13. Cuckoos’ Nook and the Dingle
Something remarkable about this nature reserve to the east of Walsall is that it is crossed by a geological fault line, giving rise to two very different habitats with 60 million years between them.
The newer Cuckoo’s Nook is a parcel of ancient acidic woodland growing on coal measures.
The trees in these woods are up to 400 years old and include alders, birches, holly and oak, as well as a bed of bluebells in spring.
The Dingle meanwhile has alkaline limestone soil and grows ash, beech, elder, hawthorn and lime trees.
The Longwood Brook bubbles through the woods at the Dingle and the exposed Silurian limestone beds may even yield a fossil if you’re in luck.
14. Walsall FC
Given Walsall’s leather-making past it’s only right that the local football team should be called The Saddlers.
Walsall was one of the founder members of the Second Division in 1892, but despite the team’s long, storied past it has never reached the top level of English Football and has only played at Wembley once, in 2015. As of 2018 Walsall are in League 1, which is the third tier, and play at the 11,300-capacity Bescot Stadium.
Matches rarely sell out, and if you fancy watching The Saddlers take to the field you can buy tickets from the Box Office up to four weeks before the fixture.
At half-time make sure to sample one of the stadium’s warming chicken and mushroom pies.
15. Chasewater Railway
Generally running in the summer from Wednesday to Sunday, this heritage railway line is a great option for families with children.

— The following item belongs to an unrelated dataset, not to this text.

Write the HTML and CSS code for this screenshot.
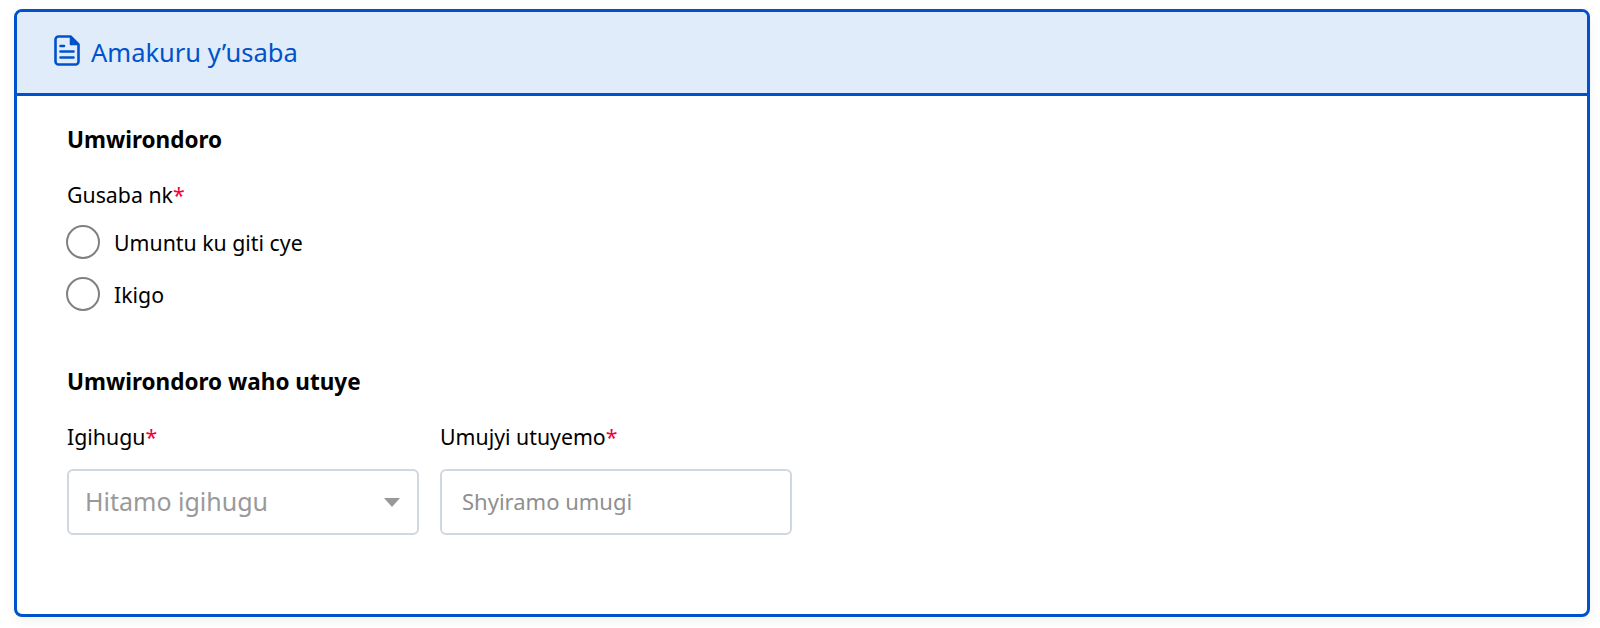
FILE: index.html
```html
<!DOCTYPE html>
<html>
<head>
	<title>Amakuru y'usaba</title>
	<link rel="stylesheet" href="styles.css">
</head>
<body>
	<div class="card">
		<div class="card-head">
			<svg class="doc-icon" width="26" height="31" viewBox="0 0 26 31" fill="none" stroke="#0052cc" stroke-width="2.6" stroke-linejoin="round" stroke-linecap="round">
				<path d="M16.500 1.500H4.500A3 3 0 0 0 1.500 4.500v22a3 3 0 0 0 3 3h17a3 3 0 0 0 3-3V9.500z"/>
				<path d="M16.500 2.500v7h7" fill="#0052cc" stroke-width="1.500"/>
				<path d="M6.500 11h3.500M6.500 16.500h13M6.500 22.500h13"/>
			</svg>
			<span class="card-title">Amakuru y’usaba</span>
		</div>
		<div class="card-body">
			<h3 class="section-title">Umwirondoro</h3>
			<div class="field-label">Gusaba nk<span class="req">*</span></div>
			<label class="radio-row"><span class="radio"></span>Umuntu ku giti cye</label>
			<label class="radio-row"><span class="radio"></span>Ikigo</label>

			<h3 class="section-title second">Umwirondoro waho utuye</h3>
			<div class="field-row">
				<div class="field">
					<div class="field-label">Igihugu<span class="req">*</span></div>
					<div class="select-box">
						<span>Hitamo igihugu</span>
						<span class="caret"></span>
					</div>
				</div>
				<div class="field">
					<div class="field-label">Umujyi utuyemo<span class="req">*</span></div>
					<input class="text-input" type="text" placeholder="Shyiramo umugi">
				</div>
			</div>
		</div>
	</div>
</body>
</html>
```

FILE: styles.css
```css
body {
	margin: 0;
	height: 628px;
	overflow: hidden;
	background-color: white;
	font-family: "Noto Sans", "Open Sans", sans-serif;
	color: #000;
}

.card {
	box-sizing: border-box;
	margin: 9px 10px 0 14px;
	height: 608px;
	border: 3px solid #0052cc;
	border-radius: 8px;
	background-color: white;
	box-shadow: 0 4px 12px rgba(0, 0, 0, 0.06);
	overflow: hidden;
}

.card-head {
	display: flex;
	align-items: center;
	gap: 11px;
	box-sizing: border-box;
	height: 84px;
	padding: 0 0 0 37px;
	background-color: #e0ecf9;
	border-bottom: 3px solid #0052cc;
}

.doc-icon {
	margin-top: -4px;
}

.card-title {
	font-size: 25.500px;
	margin-top: -2px;
	color: #0052cc;
}

.card-body {
	padding: 29px 0 0 50px;
}

.section-title {
	margin: 0;
	font-size: 22.500px;
	line-height: 30px;
	font-weight: 700;
}

.section-title.second {
	margin-top: 56px;
}

.field-label {
	font-size: 21.300px;
	line-height: 26px;
	margin-top: 27px;
}

.req {
	color: #f5003d;
}

.radio-row {
	display: flex;
	align-items: center;
	gap: 14px;
	height: 34px;
	margin-top: 18px;
	font-size: 21.300px;
}

.radio-row:first-of-type {
	margin-top: 17px;
}

.radio {
	box-sizing: border-box;
	width: 34px;
	height: 34px;
	margin-left: -1px;
	border: 2px solid #808080;
	border-radius: 50%;
}

.field-row {
	display: flex;
	gap: 21px;
}

.field {
	width: 352px;
}

.select-box, .text-input {
	box-sizing: border-box;
	width: 352px;
	height: 66px;
	margin-top: 19px;
	background-color: white;
	border: 2px solid #d0d7e0;
	border-radius: 6px;
}

.select-box {
	display: flex;
	align-items: center;
	justify-content: space-between;
	padding: 0 17px 3px 16px;
	font-size: 25px;
	color: #999;
}

.caret {
	width: 0;
	height: 0;
	margin-top: 3px;
	border-left: 8px solid transparent;
	border-right: 8px solid transparent;
	border-top: 9px solid #999;
}

.text-input {
	display: block;
	padding: 0 20px 3px;
	font-family: inherit;
	font-size: 22px;
	outline: none;
}

.text-input::placeholder {
	color: #8f8f8f;
	opacity: 1;
}
```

Operated by an award-winning team of volunteers, Chasewater Railway is on the west shore of the Chasewater Reservoir, eight miles north of Walsall proper.
This line was once part of a network operated by the National Coal Board to serve the coalfields in the Cannock Chase area.
On two miles of track there are four stations for a round trip of about an hour.
In 2018 the flagship locomotive was the W. G. Bagnall Dunlop No. 6 a Second World War-era engine built for the Royal Ordnance Factories.
On the trip you’ll travel in a mid-century British Railways Mark 1 coach.
Come on Sunday and you can also visit the museum, overflowing with railway paraphernalia.